Prof. Waldemar Banasiak, cardiologist and President Elect of the Polish Cardiac Society, talks to Barbara Deręgowska about the society's 11th International Congress in Wrocław.
More than 6,000 cardiologists from Poland and abroad recently gathered in Wrocław for a three-day congress. As the main organizer, how would you sum up the event?
I hope we succeeded in making the congress an important medical event. The idea was that it become a genuine source of knowledge for cardiologists, cardiac surgeons and other physicians, scientists carrying out basic research, public health specialists, nurses and technicians. The advances in diagnosing and treating circulatory diseases are so rapid that physicians have to keep abreast of the latest scientific developments and quickly put them into practice.
Pharmaceutical companies organized a lot of scientific, educational and other symposia as part of the congress. These provided participants with an excellent opportunity to learn from other centers specializing in cardiology and cardiac surgery in Poland and abroad.
The congress ended with a special symposium delivered by the board of the Polish Cardiac Society under the banner: Know Your Enemy: Tobacco. Prof. Marian Zembala, head of the Silesian Center for Heart Disease, Department of Cardiac Surgery and Transplantology, broached the controversial topic of whether physicians have the right to deny treatment to smokers...

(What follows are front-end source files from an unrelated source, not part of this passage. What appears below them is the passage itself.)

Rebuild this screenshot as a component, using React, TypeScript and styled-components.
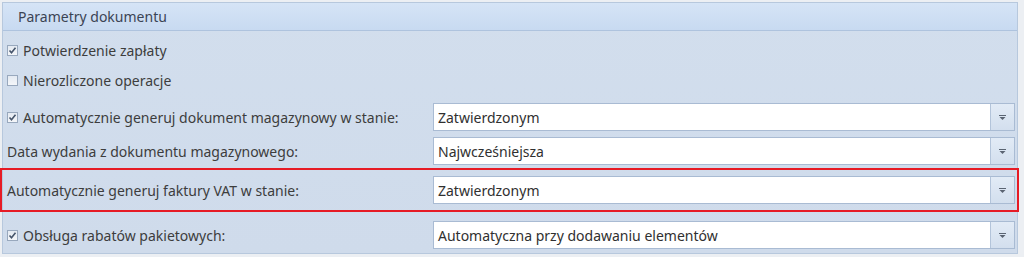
import React from "react";
import styled, { createGlobalStyle } from "styled-components";

const GlobalStyle = createGlobalStyle`
  html, body {
    margin: 0;
    padding: 0;
    background: #eceff3;
  }
  body {
    font-family: "Noto Sans", "Open Sans", sans-serif;
    font-size: 14px;
    color: #3d3d3d;
  }
`;

const Page = styled.div`
  width: 1024px;
  height: 257px;
  padding: 2px 0 0 2px;
  box-sizing: border-box;
`;

const Panel = styled.section`
  width: 1016px;
  height: 252px;
  box-sizing: border-box;
  border: 1px solid #b7c8dd;
  background: linear-gradient(180deg, #d2deed 0%, #cfdbeb 100%);
  display: flex;
  flex-direction: column;
`;

const Header = styled.div`
  height: 28px;
  box-sizing: border-box;
  padding-left: 15px;
  display: flex;
  align-items: center;
  background: linear-gradient(180deg, #d5e4f6 0%, #c8daf1 100%);
  border-bottom: 1px solid #aec3de;
  font-size: 14px;
  color: #3b4454;
`;

const Body = styled.div`
  display: flex;
  flex-direction: column;
  padding-top: 4px;
`;

interface RowProps {
  h: number;
  highlighted?: boolean;
}

const Row = styled.div<RowProps>`
  height: ${(p) => p.h}px;
  box-sizing: border-box;
  display: grid;
  grid-template-columns: 430px 1fr;
  align-items: center;
  padding-right: 2px;
  ${(p) =>
    p.highlighted &&
    `
    border: 2px solid #e61b25;
    margin: 0 -2px 0 -3px;
    padding-right: 2px;
    padding-left: 1px;
  `}
`;

const Label = styled.label`
  display: flex;
  align-items: center;
  gap: 5px;
  padding-left: 4px;
  font-size: 14px;
  white-space: nowrap;
`;

const Check = styled.span`
  width: 11px;
  height: 11px;
  box-sizing: border-box;
  border: 1px solid #98a8bd;
  background: linear-gradient(180deg, #e4eaf2 0%, #f4f6f9 100%);
  display: inline-flex;
  align-items: center;
  justify-content: center;
`;

const Combo = styled.div`
  height: 28px;
  box-sizing: border-box;
  border: 1px solid #a9bbd3;
  background: #fff;
  display: flex;
  align-items: stretch;
`;

const ComboText = styled.div`
  flex: 1;
  display: flex;
  align-items: center;
  padding-left: 4px;
  font-size: 14px;
  color: #303030;
  white-space: nowrap;
`;

const DropButton = styled.div`
  width: 23px;
  border-left: 1px solid #b3c4da;
  background: linear-gradient(180deg, #e2ebf6 0%, #d3dfee 100%);
  display: flex;
  align-items: center;
  justify-content: center;
`;

const CheckMark = () => (
  <svg width="9" height="9" viewBox="0 0 9 9">
    <path d="M1.5 4.5 L3.5 6.8 L7.5 1.8" fill="none" stroke="#45546a" strokeWidth="1.6" />
  </svg>
);

const Arrow = () => (
  <svg width="7" height="5" viewBox="0 0 7 5">
    <rect x="0" y="0" width="7" height="1" fill="#5a6472" />
    <path d="M0.5 2 L6.5 2 L3.5 5 Z" fill="#5a6472" />
  </svg>
);

const Select = ({ value }: { value: string }) => (
  <Combo>
    <ComboText>{value}</ComboText>
    <DropButton>
      <Arrow />
    </DropButton>
  </Combo>
);

const Field = ({ text, checkbox, checked }: { text: string; checkbox?: boolean; checked?: boolean }) => (
  <Label>
    {checkbox && <Check>{checked && <CheckMark />}</Check>}
    {text}
  </Label>
);

const App = () => (
  <>
    <GlobalStyle />
    <Page>
      <Panel>
        <Header>Parametry dokumentu</Header>
        <Body>
          <Row h={30}>
            <Field text="Potwierdzenie zapłaty" checkbox checked />
          </Row>
          <Row h={30}>
            <Field text="Nierozliczone operacje" checkbox />
          </Row>
          <Row h={5} />
          <Row h={34}>
            <Field text="Automatycznie generuj dokument magazynowy w stanie:" checkbox checked />
            <Select value="Zatwierdzonym" />
          </Row>
          <Row h={34}>
            <Field text="Data wydania z dokumentu magazynowego:" />
            <Select value="Najwcześniejsza" />
          </Row>
          <Row h={44} highlighted>
            <Field text="Automatycznie generuj faktury VAT w stanie:" />
            <Select value="Zatwierdzonym" />
          </Row>
          <Row h={6} />
          <Row h={34}>
            <Field text="Obsługa rabatów pakietowych:" checkbox checked />
            <Select value="Automatyczna przy dodawaniu elementów" />
          </Row>
        </Body>
      </Panel>
    </Page>
  </>
);

export default App;
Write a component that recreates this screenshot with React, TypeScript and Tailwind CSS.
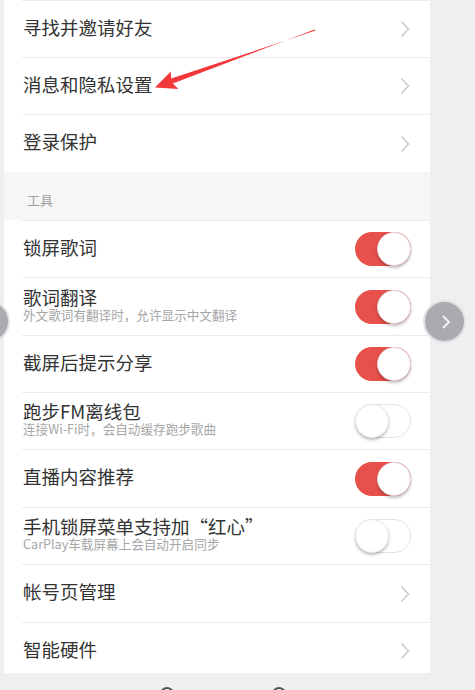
import React from 'react';

type Row = {
  title: string;
  sub?: string;
  kind: 'link' | 'on' | 'off';
  h: string;
};

const TOP_ROWS: Row[] = [
  { title: '寻找并邀请好友', kind: 'link', h: 'h-[57px]' },
  { title: '消息和隐私设置', kind: 'link', h: 'h-[57px]' },
  { title: '登录保护', kind: 'link', h: 'h-[58px]' },
];

const TOOL_ROWS: Row[] = [
  { title: '锁屏歌词', kind: 'on', h: 'h-[57px]' },
  { title: '歌词翻译', sub: '外文歌词有翻译时，允许显示中文翻译', kind: 'on', h: 'h-[58px]' },
  { title: '截屏后提示分享', kind: 'on', h: 'h-[57px]' },
  { title: '跑步FM离线包', sub: '连接Wi-Fi时，会自动缓存跑步歌曲', kind: 'off', h: 'h-[57px]' },
  { title: '直播内容推荐', kind: 'on', h: 'h-[58px]' },
  { title: '手机锁屏菜单支持加“红心”', sub: 'CarPlay车载屏幕上会自动开启同步', kind: 'off', h: 'h-[57px]' },
  { title: '帐号页管理', kind: 'link', h: 'h-[58px]' },
  { title: '智能硬件', kind: 'link', h: 'h-[57px]' },
];

function Chevron() {
  return (
    <svg width="10" height="18" viewBox="0 0 10 18" className="mr-[1px]">
      <path d="M1.5 1.5 L8.5 9 L1.5 16.5" fill="none" stroke="#c8c8cc" strokeWidth="1.4" />
    </svg>
  );
}

function Toggle({ on }: { on: boolean }) {
  return on ? (
    <div className="relative w-[56px] h-[34px] rounded-full bg-[#e8504b]">
      <div className="absolute right-0 top-0 w-[34px] h-[34px] rounded-full bg-white border border-[#e6d6d6] shadow-[0_2px_3px_rgba(0,0,0,0.25)]" />
    </div>
  ) : (
    <div className="relative w-[56px] h-[34px] rounded-full bg-white border border-[#e4e4e4]">
      <div className="absolute left-[-1px] top-[-1px] w-[34px] h-[34px] rounded-full bg-white border border-[#e8e8e8] shadow-[0_2px_3px_rgba(0,0,0,0.25)]" />
    </div>
  );
}

function SettingRow({ row }: { row: Row }) {
  return (
    <div className="pl-[18px]">
      <div className={`${row.h} border-t border-[#ececec] flex items-center justify-between pl-[1px] pr-[19px]`}>
        <div className="flex flex-col mb-[4px]">
          <span className="text-[18.5px] leading-[19px] text-[#333333]">{row.title}</span>
          {row.sub && <span className="text-[12.6px] leading-[14px] mt-[1px] text-[#a6a6a6]">{row.sub}</span>}
        </div>
        {row.kind === 'link' ? <Chevron /> : <Toggle on={row.kind === 'on'} />}
      </div>
    </div>
  );
}

export default function App() {
  return (
    <div
      className="relative w-[475px] h-[690px] overflow-hidden bg-[#efefef]"
      style={{ fontFamily: '"Noto Sans CJK SC", "Noto Sans", sans-serif' }}
    >
      <div className="ml-[4px] w-[426px] bg-white">
        {TOP_ROWS.map((r) => (
          <SettingRow key={r.title} row={r} />
        ))}
        <div className="h-[48px] bg-[#f6f6f6] pl-[23px] pt-[14px]">
          <span className="text-[13px] leading-[20px] text-[#a0a0a0]">工具</span>
        </div>
        {TOOL_ROWS.map((r) => (
          <SettingRow key={r.title} row={r} />
        ))}
      </div>

      {/* bottom strip over the list */}
      <div className="absolute left-0 right-0 top-[673px] h-[17px] bg-[#efefef]">
        <div className="absolute left-[160px] top-[14px] w-[14px] h-[14px] rounded-full border-2 border-[#555555]" />
        <div className="absolute left-[272px] top-[14px] w-[14px] h-[14px] rounded-full border-2 border-[#555555]" />
      </div>

      {/* pager buttons */}
      <div className="absolute left-[-33px] top-[300px] w-[43px] h-[43px] rounded-full bg-[#aaabb0] border-2 border-[#e2e2e4]" />
      <div className="absolute left-[423px] top-[300px] w-[43px] h-[43px] rounded-full bg-[#aaabb0] border-2 border-[#e2e2e4] flex items-center justify-center">
        <svg width="10" height="16" viewBox="0 0 10 16" className="ml-[2px]">
          <path d="M2 2 L8 8 L2 14" fill="none" stroke="#f4f4f4" strokeWidth="1.8" />
        </svg>
      </div>

      {/* annotation arrow */}
      <svg className="absolute left-0 top-0 pointer-events-none" width="475" height="690">
        <polygon
          points="315.5,30.6 171.2,78.6 170.8,71.5 155,87.5 178.5,89 172.8,83.4 314.5,29.4"
          fill="#f2383a"
        />
      </svg>
    </div>
  );
}
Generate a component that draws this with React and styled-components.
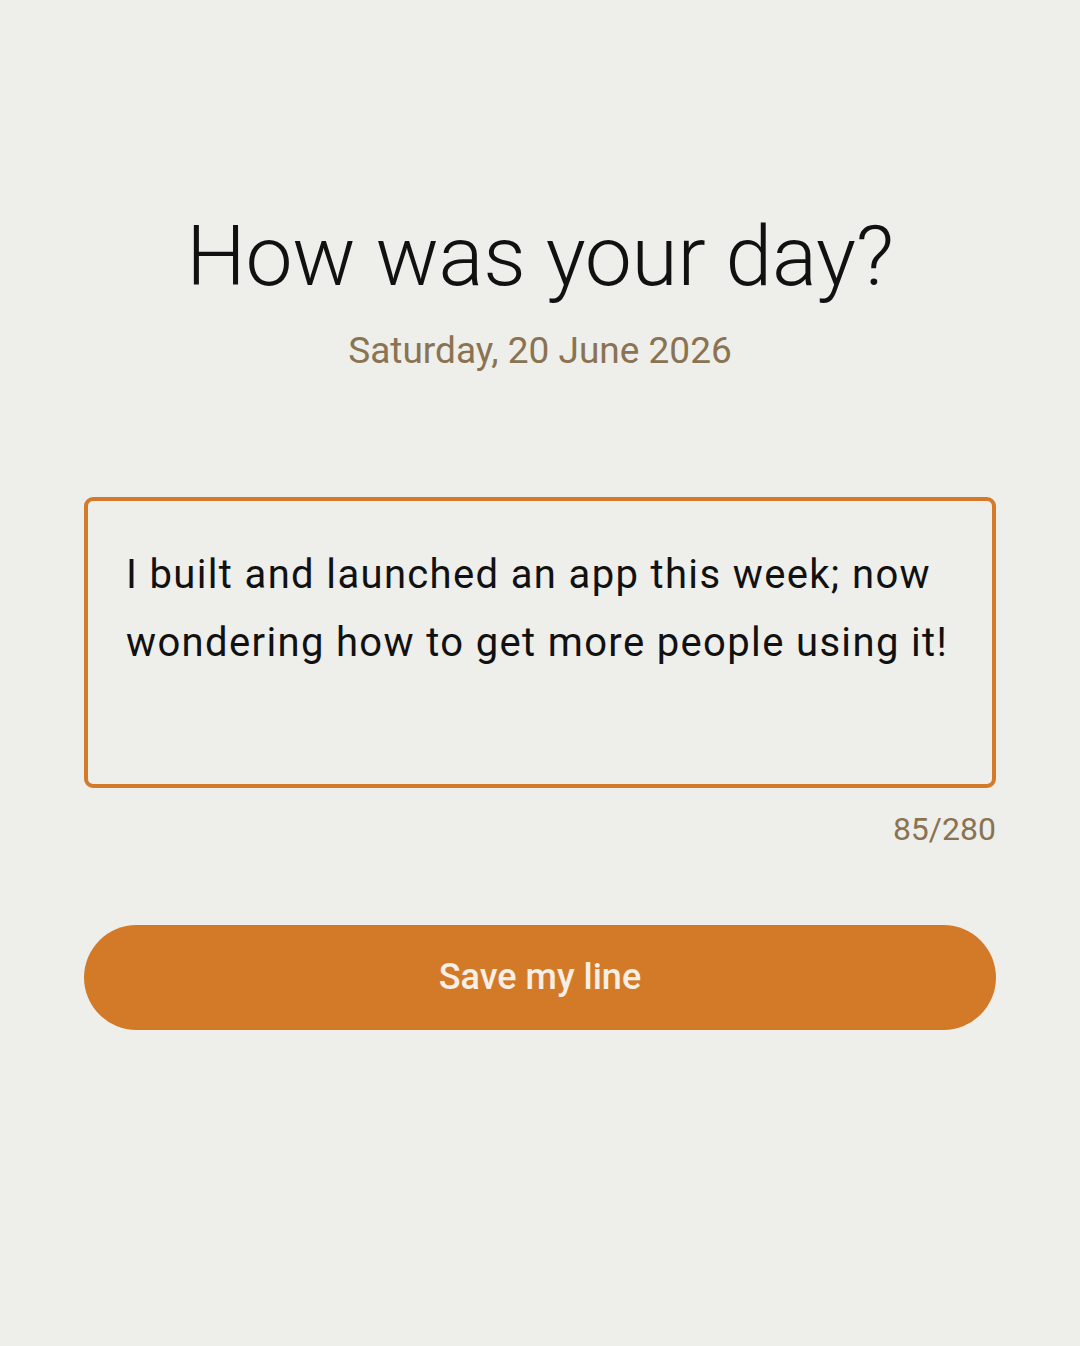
import React, { useState } from 'react'
import styled, { createGlobalStyle } from 'styled-components'

const GlobalStyle = createGlobalStyle`
  html, body {
    margin: 0;
    padding: 0;
    background: #eeeeeb;
  }
  body {
    font-family: Roboto, 'Noto Sans', sans-serif;
  }
`

const Page = styled.div`
  min-height: 1346px;
  box-sizing: border-box;
  padding: 207px 84px 0;
  display: flex;
  flex-direction: column;
  align-items: stretch;
`

const Title = styled.h1`
  margin: 0;
  font-family: Roboto, sans-serif;
  font-weight: 300;
  font-size: 84px;
  line-height: 1.2;
  letter-spacing: -0.3px;
  color: #111;
  text-align: center;
`

const DateLine = styled.div`
  margin-top: 21px;
  font-family: Roboto, sans-serif;
  font-size: 37px;
  line-height: 1.2;
  color: #8a7352;
  text-align: center;
`

const Entry = styled.textarea`
  margin-top: 124px;
  box-sizing: border-box;
  width: 100%;
  height: 291px;
  padding: 40px 38px;
  border: 4px solid #d37b2b;
  border-radius: 9px;
  background: transparent;
  resize: none;
  outline: none;
  font-family: Roboto, sans-serif;
  font-size: 40px;
  line-height: 68px;
  letter-spacing: 1.35px;
  color: #111;
  overflow: hidden;
`

const Counter = styled.div`
  margin-top: 22px;
  font-family: Roboto, sans-serif;
  font-size: 32px;
  line-height: 1.2;
  color: #8a7352;
  text-align: right;
`

const SaveButton = styled.button`
  margin-top: 76px;
  height: 105px;
  border: none;
  border-radius: 53px;
  background: #d37a28;
  color: #f7efe6;
  font-family: Roboto, sans-serif;
  font-weight: 500;
  font-size: 36px;
  cursor: pointer;
`

const MAX = 280

export default function App() {
  const [text, setText] = useState(
    'I built and launched an app this week; now wondering how to get more people using it!'
  )

  return (
    <>
      <GlobalStyle />
      <Page>
        <Title>How was your day?</Title>
        <DateLine>Saturday, 20 June 2026</DateLine>
        <Entry
          value={text}
          maxLength={MAX}
          onChange={e => setText(e.target.value)}
        />
        <Counter>{text.length}/{MAX}</Counter>
        <SaveButton>Save my line</SaveButton>
      </Page>
    </>
  )
}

Smoking is a chronic illness caused by nicotine addiction and can be compared with heroine or cocaine addiction. Smoking contributes to hardening of the arteries and the formation of blood clots. Tobacco-related illnesses will be responsible for 1 billion deaths worldwide this century, half of them aged between 35 and 70. Smokers reduce their life expectancy by 20 years. Treating tobacco-related illnesses costs Poland around zl.8 billion annually while revenue from excises on tobacco products only comes to zl.6 billion. Prof. Zembala is not alone in wondering how to force people to quit smoking so that treating them is not a waste of time.
Prof. Waldemar Banasiak, 51, graduated from the Military Medical University of Łódź in 1981. He received his post-doctoral degree at the age of 36 and became a professor at 43. He specializes in a type of irregular heart beat illness known as atrial fibrillation as well as stable coronary disease. In 1995, he was appointed head of the Cardiology Clinic at the 4th Military Clinical Hospital in Wrocław where he founded the Heart Disease Center he now heads. Banasiak has been a member of the European Society of Cardiology for the past three years and was selected as President Elect of the Polish Cardiac Society at their General Assembly held Sept. 20. Banasiak is married, with two children.